-- Data start --

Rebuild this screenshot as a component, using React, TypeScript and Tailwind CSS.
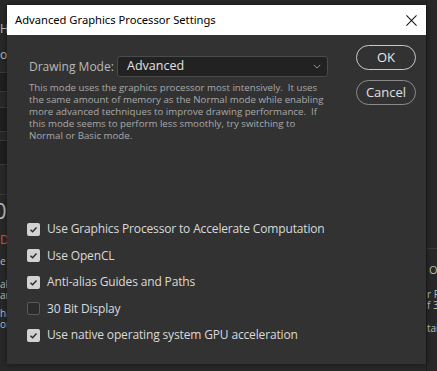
import React from 'react';

const font = { fontFamily: '"Open Sans", "Noto Sans", sans-serif' };

const CheckIcon = () => (
  <svg viewBox="0 0 12 12" className="w-[9px] h-[9px]">
    <path d="M2 6.2 L4.8 9 L10 3.2" fill="none" stroke="#2a2a2a" strokeWidth="1.9" />
  </svg>
);

const Option: React.FC<{ label: string; checked?: boolean }> = ({ label, checked }) => (
  <div className="flex items-center gap-[7px] h-[26.5px]">
    {checked ? (
      <div className="w-[13px] h-[13px] rounded-[2px] bg-[#d2d2d2] flex items-center justify-center">
        <CheckIcon />
      </div>
    ) : (
      <div className="w-[13px] h-[13px] rounded-[2px] border border-[#5a5a5a] bg-[#2b2b2b]" />
    )}
    <span className="text-[12px] tracking-[-0.15px] text-[#dadada] whitespace-nowrap">{label}</span>
  </div>
);

// bits of the app window that peek out around the dialog
const Background = () => (
  <div className="absolute inset-0 flex justify-between text-[#bdbdbd] whitespace-nowrap">
    <div className="w-[20px] flex flex-col text-[12px] leading-none overflow-hidden">
      <div className="h-[22px] shrink-0" />
      <div className="h-[14px] leading-[14px] shrink-0">Hi</div>
      <div className="h-[12px] shrink-0" />
      <div className="h-[14px] leading-[14px] shrink-0">ot</div>
      <div className="h-[10px] shrink-0" />
      <div className="h-[20px] bg-[#1f1f1f] border-y border-[#3a3a3a] shrink-0" />
      <div className="h-[15px] shrink-0" />
      <div className="h-[25px] bg-[#1f1f1f] border-y border-[#3a3a3a] shrink-0" />
      <div className="h-[8px] shrink-0" />
      <div className="h-[25px] bg-[#1f1f1f] border-y border-[#3a3a3a] shrink-0" />
      <div className="h-[30px] border-b border-[#3a3a3a] shrink-0" />
      <div className="h-[22px] mt-[4px] -ml-[6px] text-[22px] leading-[22px] shrink-0">0</div>
      <div className="h-[12px] mt-[13px] leading-[12px] text-[#d85050] shrink-0">D</div>
      <div className="h-[10px] mt-[10px] text-[10px] leading-[10px] shrink-0">e</div>
      <div className="h-[11px] mt-[13px] text-[10px] leading-[11px] shrink-0">ab</div>
      <div className="h-[11px] text-[10px] leading-[11px] shrink-0">an</div>
      <div className="h-[11px] mt-[7px] text-[10px] leading-[11px] shrink-0">ha</div>
      <div className="h-[11px] text-[10px] leading-[11px] shrink-0">or</div>
    </div>
    <div className="w-[11px] flex flex-col text-[10px] leading-none border-l border-[#1f1f1f] overflow-hidden">
      <div className="h-[249px] border-b border-[#3a3a3a] shrink-0" />
      <div className="mt-[15px] h-[11px] pl-[2px] text-[11px] leading-[11px] shrink-0">Op</div>
      <div className="mt-[14px] h-[11px] leading-[11px] shrink-0">r P</div>
      <div className="h-[11px] leading-[11px] shrink-0">f 3</div>
      <div className="mt-[12px] h-[11px] leading-[11px] shrink-0">tail</div>
    </div>
  </div>
);

export default function App() {
  return (
    <div className="relative w-[437px] h-[371px] bg-[#282828] overflow-hidden" style={font}>
      <Background />
      <div className="absolute left-[7px] top-[5px] w-[419px] h-[359px] bg-[#323232] flex flex-col shadow-[0_0_6px_rgba(0,0,0,0.5)]">
        <div className="h-[30px] bg-white flex items-center justify-between pl-[8px] pr-[9px]">
          <span className="text-[11.2px] text-black" style={{ fontFamily: '"Noto Sans", sans-serif' }}>
            Advanced Graphics Processor Settings
          </span>
          <svg viewBox="0 0 12 12" className="w-[11px] h-[11px]">
            <path d="M0.5 0.5 L11.5 11.5 M11.5 0.5 L0.5 11.5" stroke="#111" strokeWidth="1.1" />
          </svg>
        </div>
        <div className="flex flex-1">
          <div className="flex-1 flex flex-col pl-[22px] pt-[21px]">
            <div className="flex items-center">
              <span className="text-[12px] text-[#b9b9b9] w-[88px] whitespace-nowrap">Drawing Mode:</span>
              <div className="w-[211px] h-[21px] bg-[#222222] border border-[#4a4a4a] rounded-[3px] flex items-center justify-between pl-[9px] pr-[6px]">
                <span className="text-[12.5px] text-[#e2e2e2]">Advanced</span>
                <svg viewBox="0 0 10 6" className="w-[8px] h-[5px]">
                  <path d="M1 1 L5 5 L9 1" fill="none" stroke="#9a9a9a" strokeWidth="1.2" />
                </svg>
              </div>
            </div>
            <p className="mt-[5px] text-[9.7px] leading-[12px] text-[#a9a9a9] whitespace-nowrap">
              This mode uses the graphics processor most intensively.&nbsp; It uses<br />
              the same amount of memory as the Normal mode while enabling<br />
              more advanced techniques to improve drawing performance.&nbsp; If<br />
              this mode seems to perform less smoothly, try switching to<br />
              Normal or Basic mode.
            </p>
            <div className="mt-[74px] -ml-[2px] flex flex-col">
              <Option label="Use Graphics Processor to Accelerate Computation" checked />
              <Option label="Use OpenCL" checked />
              <Option label="Anti-alias Guides and Paths" checked />
              <Option label="30 Bit Display" />
              <Option label="Use native operating system GPU acceleration" checked />
            </div>
          </div>
          <div className="w-[60px] mr-[10px] pt-[10px] flex flex-col gap-[10px]">
            <button className="h-[25px] rounded-full border-[1.5px] border-[#c8c8c8] text-[13px] text-[#e8e8e8]">OK</button>
            <button className="h-[25px] rounded-full border-[1.5px] border-[#8a8a8a] text-[13px] text-[#e0e0e0]">Cancel</button>
          </div>
        </div>
      </div>
    </div>
  );
}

-- Data end --

# [The problem]
Repeat the data exactly, without the pictures.

# [Reply to the exercise]
Rebuild this screenshot as a component, using React, TypeScript and Tailwind CSS.
import React from 'react';

const font = { fontFamily: '"Open Sans", "Noto Sans", sans-serif' };

const CheckIcon = () => (
  <svg viewBox="0 0 12 12" className="w-[9px] h-[9px]">
    <path d="M2 6.2 L4.8 9 L10 3.2" fill="none" stroke="#2a2a2a" strokeWidth="1.9" />
  </svg>
);

const Option: React.FC<{ label: string; checked?: boolean }> = ({ label, checked }) => (
  <div className="flex items-center gap-[7px] h-[26.5px]">
    {checked ? (
      <div className="w-[13px] h-[13px] rounded-[2px] bg-[#d2d2d2] flex items-center justify-center">
        <CheckIcon />
      </div>
    ) : (
      <div className="w-[13px] h-[13px] rounded-[2px] border border-[#5a5a5a] bg-[#2b2b2b]" />
    )}
    <span className="text-[12px] tracking-[-0.15px] text-[#dadada] whitespace-nowrap">{label}</span>
  </div>
);

// bits of the app window that peek out around the dialog
const Background = () => (
  <div className="absolute inset-0 flex justify-between text-[#bdbdbd] whitespace-nowrap">
    <div className="w-[20px] flex flex-col text-[12px] leading-none overflow-hidden">
      <div className="h-[22px] shrink-0" />
      <div className="h-[14px] leading-[14px] shrink-0">Hi</div>
      <div className="h-[12px] shrink-0" />
      <div className="h-[14px] leading-[14px] shrink-0">ot</div>
      <div className="h-[10px] shrink-0" />
      <div className="h-[20px] bg-[#1f1f1f] border-y border-[#3a3a3a] shrink-0" />
      <div className="h-[15px] shrink-0" />
      <div className="h-[25px] bg-[#1f1f1f] border-y border-[#3a3a3a] shrink-0" />
      <div className="h-[8px] shrink-0" />
      <div className="h-[25px] bg-[#1f1f1f] border-y border-[#3a3a3a] shrink-0" />
      <div className="h-[30px] border-b border-[#3a3a3a] shrink-0" />
      <div className="h-[22px] mt-[4px] -ml-[6px] text-[22px] leading-[22px] shrink-0">0</div>
      <div className="h-[12px] mt-[13px] leading-[12px] text-[#d85050] shrink-0">D</div>
      <div className="h-[10px] mt-[10px] text-[10px] leading-[10px] shrink-0">e</div>
      <div className="h-[11px] mt-[13px] text-[10px] leading-[11px] shrink-0">ab</div>
      <div className="h-[11px] text-[10px] leading-[11px] shrink-0">an</div>
      <div className="h-[11px] mt-[7px] text-[10px] leading-[11px] shrink-0">ha</div>
      <div className="h-[11px] text-[10px] leading-[11px] shrink-0">or</div>
    </div>
    <div className="w-[11px] flex flex-col text-[10px] leading-none border-l border-[#1f1f1f] overflow-hidden">
      <div className="h-[249px] border-b border-[#3a3a3a] shrink-0" />
      <div className="mt-[15px] h-[11px] pl-[2px] text-[11px] leading-[11px] shrink-0">Op</div>
      <div className="mt-[14px] h-[11px] leading-[11px] shrink-0">r P</div>
      <div className="h-[11px] leading-[11px] shrink-0">f 3</div>
      <div className="mt-[12px] h-[11px] leading-[11px] shrink-0">tail</div>
    </div>
  </div>
);

export default function App() {
  return (
    <div className="relative w-[437px] h-[371px] bg-[#282828] overflow-hidden" style={font}>
      <Background />
      <div className="absolute left-[7px] top-[5px] w-[419px] h-[359px] bg-[#323232] flex flex-col shadow-[0_0_6px_rgba(0,0,0,0.5)]">
        <div className="h-[30px] bg-white flex items-center justify-between pl-[8px] pr-[9px]">
          <span className="text-[11.2px] text-black" style={{ fontFamily: '"Noto Sans", sans-serif' }}>
            Advanced Graphics Processor Settings
          </span>
          <svg viewBox="0 0 12 12" className="w-[11px] h-[11px]">
            <path d="M0.5 0.5 L11.5 11.5 M11.5 0.5 L0.5 11.5" stroke="#111" strokeWidth="1.1" />
          </svg>
        </div>
        <div className="flex flex-1">
          <div className="flex-1 flex flex-col pl-[22px] pt-[21px]">
            <div className="flex items-center">
              <span className="text-[12px] text-[#b9b9b9] w-[88px] whitespace-nowrap">Drawing Mode:</span>
              <div className="w-[211px] h-[21px] bg-[#222222] border border-[#4a4a4a] rounded-[3px] flex items-center justify-between pl-[9px] pr-[6px]">
                <span className="text-[12.5px] text-[#e2e2e2]">Advanced</span>
                <svg viewBox="0 0 10 6" className="w-[8px] h-[5px]">
                  <path d="M1 1 L5 5 L9 1" fill="none" stroke="#9a9a9a" strokeWidth="1.2" />
                </svg>
              </div>
            </div>
            <p className="mt-[5px] text-[9.7px] leading-[12px] text-[#a9a9a9] whitespace-nowrap">
              This mode uses the graphics processor most intensively.&nbsp; It uses<br />
              the same amount of memory as the Normal mode while enabling<br />
              more advanced techniques to improve drawing performance.&nbsp; If<br />
              this mode seems to perform less smoothly, try switching to<br />
              Normal or Basic mode.
            </p>
            <div className="mt-[74px] -ml-[2px] flex flex-col">
              <Option label="Use Graphics Processor to Accelerate Computation" checked />
              <Option label="Use OpenCL" checked />
              <Option label="Anti-alias Guides and Paths" checked />
              <Option label="30 Bit Display" />
              <Option label="Use native operating system GPU acceleration" checked />
            </div>
          </div>
          <div className="w-[60px] mr-[10px] pt-[10px] flex flex-col gap-[10px]">
            <button className="h-[25px] rounded-full border-[1.5px] border-[#c8c8c8] text-[13px] text-[#e8e8e8]">OK</button>
            <button className="h-[25px] rounded-full border-[1.5px] border-[#8a8a8a] text-[13px] text-[#e0e0e0]">Cancel</button>
          </div>
        </div>
      </div>
    </div>
  );
}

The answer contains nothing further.